Ok I wrote to the company and this is what I wrote and thier response!
I have 6 cans of your wet food I think I should return them. Things like this FDA report are what scares me. I have 4 dogs and love them too much for this type of horrible news going about! I don't know what to think here! I love that your an Illinois based company and your a quality food I thought! Gosh this is so disturbing
Their response~
Thank you for your concern. As part of our normal procedure, we routinely check random cans from each batch. The FDA did not find botulism in any of our food. However, since the risk of botulism in improperly canned food is the reason that the FDA regulates all canneries in the US or that manufacture food for consumption in the US, they include the warning about botulism in every statement that they make with regard to the canning industry. They do so whether there is any risk of botulism at the cannery referred to or not.

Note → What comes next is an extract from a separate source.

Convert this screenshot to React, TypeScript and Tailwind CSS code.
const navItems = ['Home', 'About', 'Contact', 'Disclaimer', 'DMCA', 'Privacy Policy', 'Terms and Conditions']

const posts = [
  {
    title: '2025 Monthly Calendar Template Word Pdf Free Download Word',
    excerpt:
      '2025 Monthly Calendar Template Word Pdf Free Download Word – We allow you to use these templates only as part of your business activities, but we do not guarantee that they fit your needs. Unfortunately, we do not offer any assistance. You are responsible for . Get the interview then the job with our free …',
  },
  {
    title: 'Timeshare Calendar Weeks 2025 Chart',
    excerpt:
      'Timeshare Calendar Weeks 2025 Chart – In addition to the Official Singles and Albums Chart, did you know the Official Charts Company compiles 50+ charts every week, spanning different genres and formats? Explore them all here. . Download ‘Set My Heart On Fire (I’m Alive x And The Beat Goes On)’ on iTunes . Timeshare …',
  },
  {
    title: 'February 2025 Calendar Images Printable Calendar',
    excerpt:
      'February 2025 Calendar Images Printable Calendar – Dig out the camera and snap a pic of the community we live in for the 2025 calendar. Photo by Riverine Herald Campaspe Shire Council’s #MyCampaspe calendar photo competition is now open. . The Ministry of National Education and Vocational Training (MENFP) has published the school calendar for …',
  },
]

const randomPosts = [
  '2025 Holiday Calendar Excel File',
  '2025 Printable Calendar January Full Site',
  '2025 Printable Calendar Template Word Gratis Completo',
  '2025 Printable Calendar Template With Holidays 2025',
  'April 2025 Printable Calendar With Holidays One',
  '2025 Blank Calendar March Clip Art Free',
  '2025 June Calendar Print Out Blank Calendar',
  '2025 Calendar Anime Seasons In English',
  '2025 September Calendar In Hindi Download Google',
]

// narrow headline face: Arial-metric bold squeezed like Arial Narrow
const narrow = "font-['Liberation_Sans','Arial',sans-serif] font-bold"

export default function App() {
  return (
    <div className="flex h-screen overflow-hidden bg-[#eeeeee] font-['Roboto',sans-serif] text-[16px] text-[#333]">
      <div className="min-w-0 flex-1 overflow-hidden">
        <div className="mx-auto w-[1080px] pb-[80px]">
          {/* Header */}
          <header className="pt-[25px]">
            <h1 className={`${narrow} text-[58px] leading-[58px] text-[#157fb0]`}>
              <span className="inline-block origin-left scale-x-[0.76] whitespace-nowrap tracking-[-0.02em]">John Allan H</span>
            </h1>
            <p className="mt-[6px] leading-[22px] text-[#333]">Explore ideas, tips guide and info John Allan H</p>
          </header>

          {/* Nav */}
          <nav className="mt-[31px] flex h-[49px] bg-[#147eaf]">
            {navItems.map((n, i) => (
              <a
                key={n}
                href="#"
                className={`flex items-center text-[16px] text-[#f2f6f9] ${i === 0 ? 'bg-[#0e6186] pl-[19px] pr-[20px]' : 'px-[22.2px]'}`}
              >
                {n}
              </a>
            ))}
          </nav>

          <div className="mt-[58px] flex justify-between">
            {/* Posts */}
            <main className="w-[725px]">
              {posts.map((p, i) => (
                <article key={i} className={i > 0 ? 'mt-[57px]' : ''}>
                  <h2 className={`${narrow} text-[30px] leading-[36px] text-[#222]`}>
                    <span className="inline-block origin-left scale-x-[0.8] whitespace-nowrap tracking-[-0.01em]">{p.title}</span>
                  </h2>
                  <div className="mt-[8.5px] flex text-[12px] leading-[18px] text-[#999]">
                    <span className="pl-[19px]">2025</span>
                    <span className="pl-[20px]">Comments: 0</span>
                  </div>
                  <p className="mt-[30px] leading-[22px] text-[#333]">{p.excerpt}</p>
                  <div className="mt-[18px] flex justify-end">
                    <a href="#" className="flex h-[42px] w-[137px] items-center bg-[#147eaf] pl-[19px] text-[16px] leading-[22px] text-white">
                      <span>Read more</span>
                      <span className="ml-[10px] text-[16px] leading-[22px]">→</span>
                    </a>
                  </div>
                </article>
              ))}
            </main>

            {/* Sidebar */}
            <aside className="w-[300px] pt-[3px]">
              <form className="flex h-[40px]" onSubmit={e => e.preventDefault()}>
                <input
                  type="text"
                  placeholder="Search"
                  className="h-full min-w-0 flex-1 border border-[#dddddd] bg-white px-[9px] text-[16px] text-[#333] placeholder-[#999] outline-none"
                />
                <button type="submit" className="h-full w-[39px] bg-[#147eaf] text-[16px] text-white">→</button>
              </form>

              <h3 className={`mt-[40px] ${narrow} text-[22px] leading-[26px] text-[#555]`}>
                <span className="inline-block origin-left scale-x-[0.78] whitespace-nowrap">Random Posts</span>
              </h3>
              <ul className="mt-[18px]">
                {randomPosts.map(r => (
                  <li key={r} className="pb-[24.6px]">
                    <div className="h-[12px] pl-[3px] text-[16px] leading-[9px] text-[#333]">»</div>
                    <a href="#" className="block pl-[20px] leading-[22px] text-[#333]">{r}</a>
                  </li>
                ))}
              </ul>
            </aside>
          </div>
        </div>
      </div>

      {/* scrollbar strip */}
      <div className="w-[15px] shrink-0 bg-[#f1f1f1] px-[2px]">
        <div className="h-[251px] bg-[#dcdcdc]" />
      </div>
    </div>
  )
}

I am attaching a copy of our response to the FDA below. It addresses the issue quite clearly. The FDA did not issue a recall on our food, which they would have done immediately if there had been any risk of improperly cooked food leaving our plant.



I hope that this adequately addresses your concerns. Please do not hesitate to call me if you have any questions or concerns.



Sincerely,



Cynthia

Office Manager

Evanger's Dog & Cat Food Co., Inc.

Phone: (847) 537-0102 Fax: (847) 537-0179

[email protected]


----------



## wags (Jan 31, 2009)

also found this!

Evanagers Manager posts on Itchmo – Very informative ! 

Evanger's Dog and Cat Food Co. Inc.


----------



## wags (Jan 31, 2009)

I returned my canned food with no problems. The manager at my mom & pop store said not to take chances and was happy to give me back my money but I did spend it all back buying EVO canned and some doggy yourt haha I paid more haha!:redface:


----------